_Stated task_
In the listing below, identify each line with the word "that" and return those lines.

#####

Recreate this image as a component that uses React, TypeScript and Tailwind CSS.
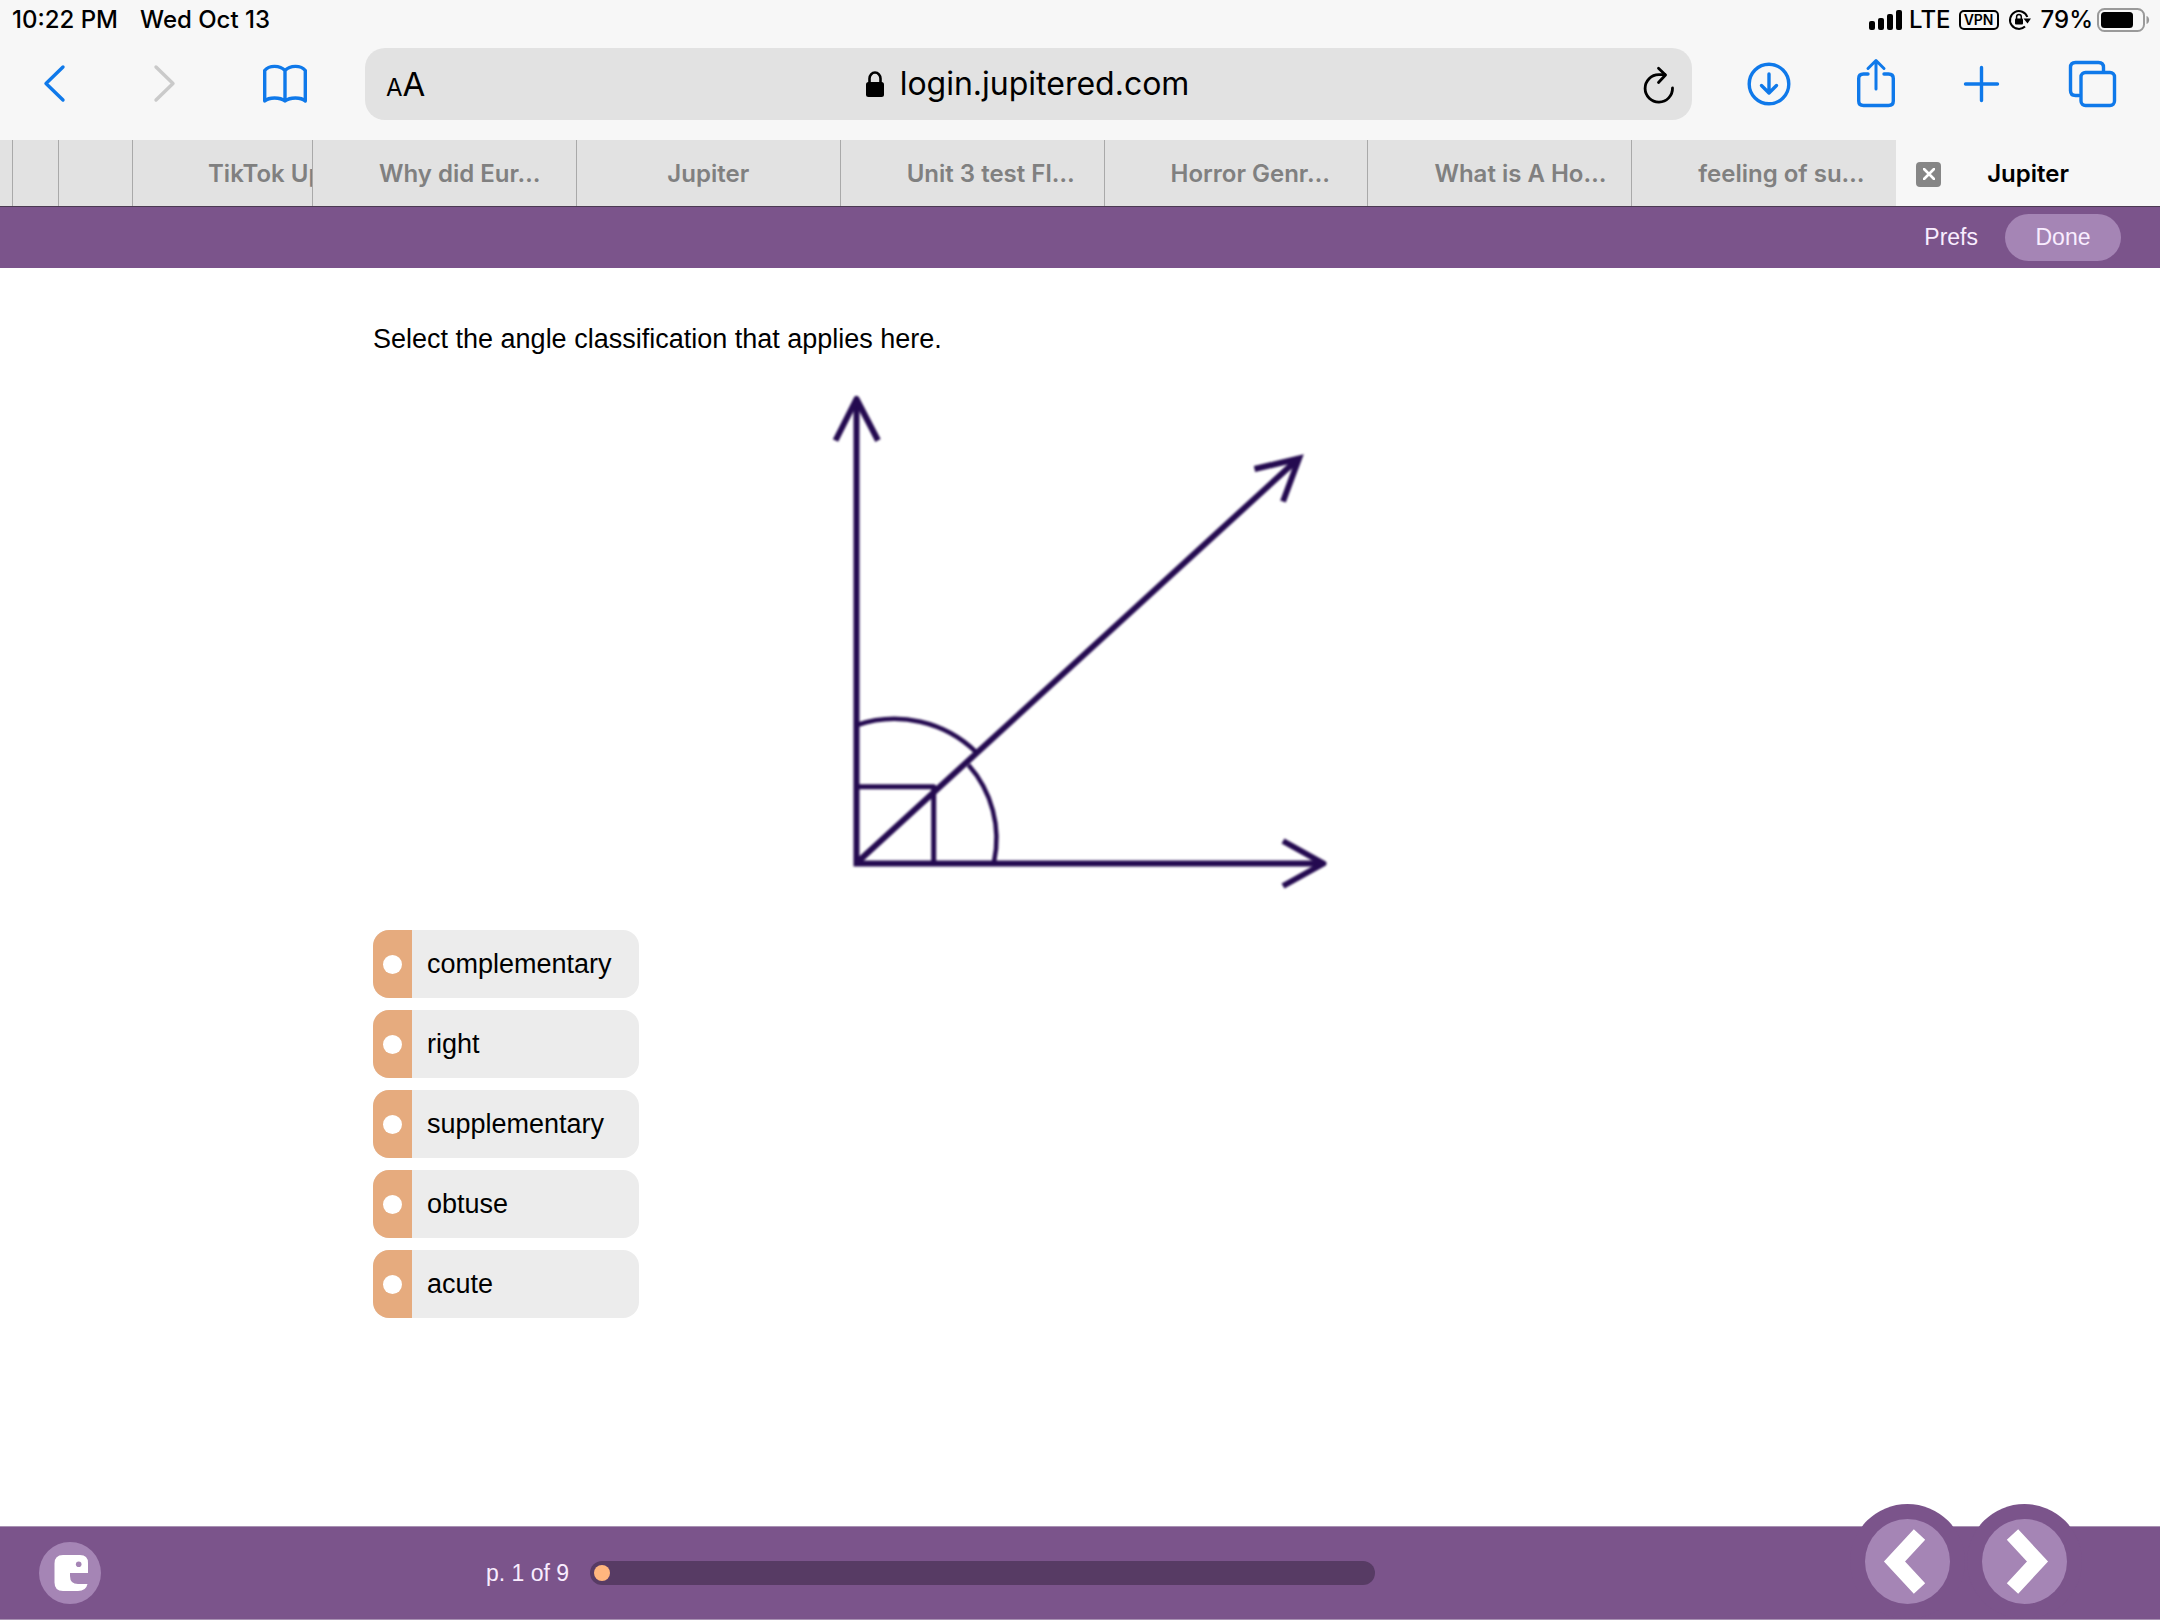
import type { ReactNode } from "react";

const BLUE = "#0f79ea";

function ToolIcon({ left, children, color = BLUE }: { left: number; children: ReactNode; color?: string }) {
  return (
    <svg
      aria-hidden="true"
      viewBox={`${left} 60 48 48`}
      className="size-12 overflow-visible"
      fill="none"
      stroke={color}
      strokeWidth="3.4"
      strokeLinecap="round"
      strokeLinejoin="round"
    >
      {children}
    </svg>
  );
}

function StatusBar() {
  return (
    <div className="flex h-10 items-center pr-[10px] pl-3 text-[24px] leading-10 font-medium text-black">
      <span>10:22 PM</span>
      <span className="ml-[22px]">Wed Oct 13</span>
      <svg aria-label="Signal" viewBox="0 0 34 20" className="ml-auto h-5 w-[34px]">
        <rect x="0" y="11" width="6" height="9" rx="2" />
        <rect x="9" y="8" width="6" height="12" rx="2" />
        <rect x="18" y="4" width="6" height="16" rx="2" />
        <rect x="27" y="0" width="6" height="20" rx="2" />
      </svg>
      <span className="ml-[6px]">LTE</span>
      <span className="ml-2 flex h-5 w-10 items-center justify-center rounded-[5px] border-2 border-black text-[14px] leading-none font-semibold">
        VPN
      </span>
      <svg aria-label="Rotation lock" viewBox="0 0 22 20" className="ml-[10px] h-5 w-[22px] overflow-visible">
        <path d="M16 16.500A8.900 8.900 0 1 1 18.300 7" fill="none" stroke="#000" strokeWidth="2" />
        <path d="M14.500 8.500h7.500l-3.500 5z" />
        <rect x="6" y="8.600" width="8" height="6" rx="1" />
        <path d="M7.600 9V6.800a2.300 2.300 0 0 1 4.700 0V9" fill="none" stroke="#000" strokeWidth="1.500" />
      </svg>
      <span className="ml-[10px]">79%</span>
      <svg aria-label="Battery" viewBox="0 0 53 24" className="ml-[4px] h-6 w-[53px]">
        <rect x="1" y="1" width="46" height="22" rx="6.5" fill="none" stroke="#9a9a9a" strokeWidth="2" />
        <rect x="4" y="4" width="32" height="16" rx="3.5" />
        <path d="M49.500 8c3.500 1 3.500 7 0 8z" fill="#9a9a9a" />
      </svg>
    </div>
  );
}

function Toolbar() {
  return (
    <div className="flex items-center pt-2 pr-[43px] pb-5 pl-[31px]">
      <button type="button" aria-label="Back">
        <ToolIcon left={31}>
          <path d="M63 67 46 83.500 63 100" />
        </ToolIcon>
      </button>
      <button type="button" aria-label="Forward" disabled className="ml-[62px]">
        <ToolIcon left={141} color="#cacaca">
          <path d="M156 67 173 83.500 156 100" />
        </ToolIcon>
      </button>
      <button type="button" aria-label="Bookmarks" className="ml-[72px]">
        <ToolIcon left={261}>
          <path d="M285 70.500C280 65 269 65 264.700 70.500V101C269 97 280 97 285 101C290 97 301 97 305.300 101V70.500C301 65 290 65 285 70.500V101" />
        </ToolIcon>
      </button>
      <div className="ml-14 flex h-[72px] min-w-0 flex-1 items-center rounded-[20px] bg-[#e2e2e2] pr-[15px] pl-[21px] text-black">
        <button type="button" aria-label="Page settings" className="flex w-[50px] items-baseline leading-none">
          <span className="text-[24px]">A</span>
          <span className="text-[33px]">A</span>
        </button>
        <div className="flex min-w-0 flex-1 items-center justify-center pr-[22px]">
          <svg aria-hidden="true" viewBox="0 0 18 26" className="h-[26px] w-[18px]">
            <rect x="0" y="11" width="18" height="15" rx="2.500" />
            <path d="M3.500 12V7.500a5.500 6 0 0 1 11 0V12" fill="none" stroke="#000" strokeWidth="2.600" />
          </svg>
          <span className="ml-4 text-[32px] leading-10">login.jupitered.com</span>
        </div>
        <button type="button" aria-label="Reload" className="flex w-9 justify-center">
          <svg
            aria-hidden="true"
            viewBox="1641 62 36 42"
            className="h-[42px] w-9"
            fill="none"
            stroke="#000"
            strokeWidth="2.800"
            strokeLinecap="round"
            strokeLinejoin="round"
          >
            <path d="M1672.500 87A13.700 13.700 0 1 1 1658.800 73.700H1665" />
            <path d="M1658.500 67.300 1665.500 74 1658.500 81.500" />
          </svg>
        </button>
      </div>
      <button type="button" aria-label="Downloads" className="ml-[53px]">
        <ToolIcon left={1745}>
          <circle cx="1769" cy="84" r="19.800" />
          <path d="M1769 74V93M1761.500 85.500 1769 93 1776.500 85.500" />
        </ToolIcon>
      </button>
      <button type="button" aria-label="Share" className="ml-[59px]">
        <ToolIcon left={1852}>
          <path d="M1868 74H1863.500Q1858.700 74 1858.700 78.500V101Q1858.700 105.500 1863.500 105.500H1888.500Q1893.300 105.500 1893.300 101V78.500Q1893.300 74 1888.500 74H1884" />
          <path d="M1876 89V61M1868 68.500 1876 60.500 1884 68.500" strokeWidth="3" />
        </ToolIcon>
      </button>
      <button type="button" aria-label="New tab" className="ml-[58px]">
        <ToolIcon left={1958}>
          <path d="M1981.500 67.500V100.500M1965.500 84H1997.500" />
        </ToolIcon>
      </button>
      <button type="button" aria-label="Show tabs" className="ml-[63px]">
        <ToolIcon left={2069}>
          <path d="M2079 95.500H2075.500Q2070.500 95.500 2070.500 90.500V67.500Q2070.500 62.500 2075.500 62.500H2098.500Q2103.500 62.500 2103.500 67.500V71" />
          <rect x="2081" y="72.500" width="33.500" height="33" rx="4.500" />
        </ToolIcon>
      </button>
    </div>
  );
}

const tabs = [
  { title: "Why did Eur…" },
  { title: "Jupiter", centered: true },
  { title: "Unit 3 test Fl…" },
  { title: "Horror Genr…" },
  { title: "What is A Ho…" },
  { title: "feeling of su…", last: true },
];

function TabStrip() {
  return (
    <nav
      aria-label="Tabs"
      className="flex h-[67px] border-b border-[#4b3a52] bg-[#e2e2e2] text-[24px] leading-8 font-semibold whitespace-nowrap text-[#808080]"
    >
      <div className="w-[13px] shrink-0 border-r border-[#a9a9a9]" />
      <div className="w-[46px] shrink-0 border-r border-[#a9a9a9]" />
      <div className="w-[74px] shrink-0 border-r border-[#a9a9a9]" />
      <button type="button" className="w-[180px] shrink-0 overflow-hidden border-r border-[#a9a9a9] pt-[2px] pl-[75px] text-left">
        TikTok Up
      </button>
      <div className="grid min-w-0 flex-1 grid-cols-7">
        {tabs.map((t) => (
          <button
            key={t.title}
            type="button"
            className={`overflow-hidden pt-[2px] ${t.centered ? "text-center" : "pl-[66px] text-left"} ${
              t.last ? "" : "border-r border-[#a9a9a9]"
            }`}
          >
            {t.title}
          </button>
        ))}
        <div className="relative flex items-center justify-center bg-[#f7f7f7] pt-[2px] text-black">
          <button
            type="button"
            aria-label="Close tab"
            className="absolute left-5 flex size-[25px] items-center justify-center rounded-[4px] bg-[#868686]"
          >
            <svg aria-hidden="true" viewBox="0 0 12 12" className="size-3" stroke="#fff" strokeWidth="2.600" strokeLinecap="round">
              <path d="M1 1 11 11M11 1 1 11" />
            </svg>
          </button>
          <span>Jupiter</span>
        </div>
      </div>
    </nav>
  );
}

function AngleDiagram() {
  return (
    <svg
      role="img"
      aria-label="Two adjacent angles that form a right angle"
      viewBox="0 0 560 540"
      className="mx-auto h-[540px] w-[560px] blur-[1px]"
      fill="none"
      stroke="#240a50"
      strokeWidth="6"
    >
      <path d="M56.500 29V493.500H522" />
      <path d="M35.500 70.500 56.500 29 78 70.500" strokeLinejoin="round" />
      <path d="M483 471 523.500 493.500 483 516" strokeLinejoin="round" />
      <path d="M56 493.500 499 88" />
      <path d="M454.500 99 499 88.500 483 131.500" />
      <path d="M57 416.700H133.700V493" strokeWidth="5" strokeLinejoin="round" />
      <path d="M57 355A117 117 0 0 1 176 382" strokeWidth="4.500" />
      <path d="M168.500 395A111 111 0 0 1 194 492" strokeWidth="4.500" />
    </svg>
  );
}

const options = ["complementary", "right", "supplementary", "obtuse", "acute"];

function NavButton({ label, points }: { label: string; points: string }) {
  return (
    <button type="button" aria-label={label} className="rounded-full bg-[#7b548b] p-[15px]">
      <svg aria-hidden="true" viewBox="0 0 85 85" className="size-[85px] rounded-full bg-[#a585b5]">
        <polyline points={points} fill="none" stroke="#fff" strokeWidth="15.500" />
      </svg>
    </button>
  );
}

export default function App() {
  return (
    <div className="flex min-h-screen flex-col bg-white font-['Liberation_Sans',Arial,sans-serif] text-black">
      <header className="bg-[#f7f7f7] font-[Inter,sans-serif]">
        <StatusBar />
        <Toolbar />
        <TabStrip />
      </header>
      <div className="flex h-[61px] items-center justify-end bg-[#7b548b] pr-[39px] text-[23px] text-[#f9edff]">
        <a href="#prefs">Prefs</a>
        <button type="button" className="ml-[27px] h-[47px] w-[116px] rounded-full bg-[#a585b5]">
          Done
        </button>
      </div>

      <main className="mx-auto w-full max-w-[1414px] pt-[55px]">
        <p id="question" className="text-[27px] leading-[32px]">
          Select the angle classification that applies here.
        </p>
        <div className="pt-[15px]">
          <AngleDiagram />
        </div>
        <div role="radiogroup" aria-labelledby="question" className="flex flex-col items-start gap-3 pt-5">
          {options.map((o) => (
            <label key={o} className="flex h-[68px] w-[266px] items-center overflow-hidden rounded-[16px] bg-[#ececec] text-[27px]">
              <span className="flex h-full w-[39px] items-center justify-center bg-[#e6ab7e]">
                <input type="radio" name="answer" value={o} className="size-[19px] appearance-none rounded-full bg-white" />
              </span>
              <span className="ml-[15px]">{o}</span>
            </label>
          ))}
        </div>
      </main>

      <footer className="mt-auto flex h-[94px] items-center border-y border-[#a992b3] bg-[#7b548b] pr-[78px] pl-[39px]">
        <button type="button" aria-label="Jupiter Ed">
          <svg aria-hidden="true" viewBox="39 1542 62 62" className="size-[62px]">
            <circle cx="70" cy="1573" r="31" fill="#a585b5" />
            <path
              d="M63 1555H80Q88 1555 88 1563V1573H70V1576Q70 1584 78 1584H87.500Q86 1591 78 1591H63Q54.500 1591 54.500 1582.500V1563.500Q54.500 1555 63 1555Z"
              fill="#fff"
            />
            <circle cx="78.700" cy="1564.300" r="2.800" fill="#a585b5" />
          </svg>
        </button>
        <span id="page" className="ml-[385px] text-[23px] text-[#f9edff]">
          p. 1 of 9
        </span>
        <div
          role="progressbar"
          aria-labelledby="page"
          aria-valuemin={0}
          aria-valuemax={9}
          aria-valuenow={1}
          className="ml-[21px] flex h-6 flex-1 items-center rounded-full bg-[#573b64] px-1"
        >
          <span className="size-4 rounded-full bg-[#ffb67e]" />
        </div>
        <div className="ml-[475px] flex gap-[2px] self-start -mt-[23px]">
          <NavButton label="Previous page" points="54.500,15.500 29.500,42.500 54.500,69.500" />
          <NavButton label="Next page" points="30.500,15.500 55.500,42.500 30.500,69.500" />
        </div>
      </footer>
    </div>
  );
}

#####

_Output of the task_
Recreate this image as a component that uses React, TypeScript and Tailwind CSS.
      aria-label="Two adjacent angles that form a right angle"
          Select the angle classification that applies here.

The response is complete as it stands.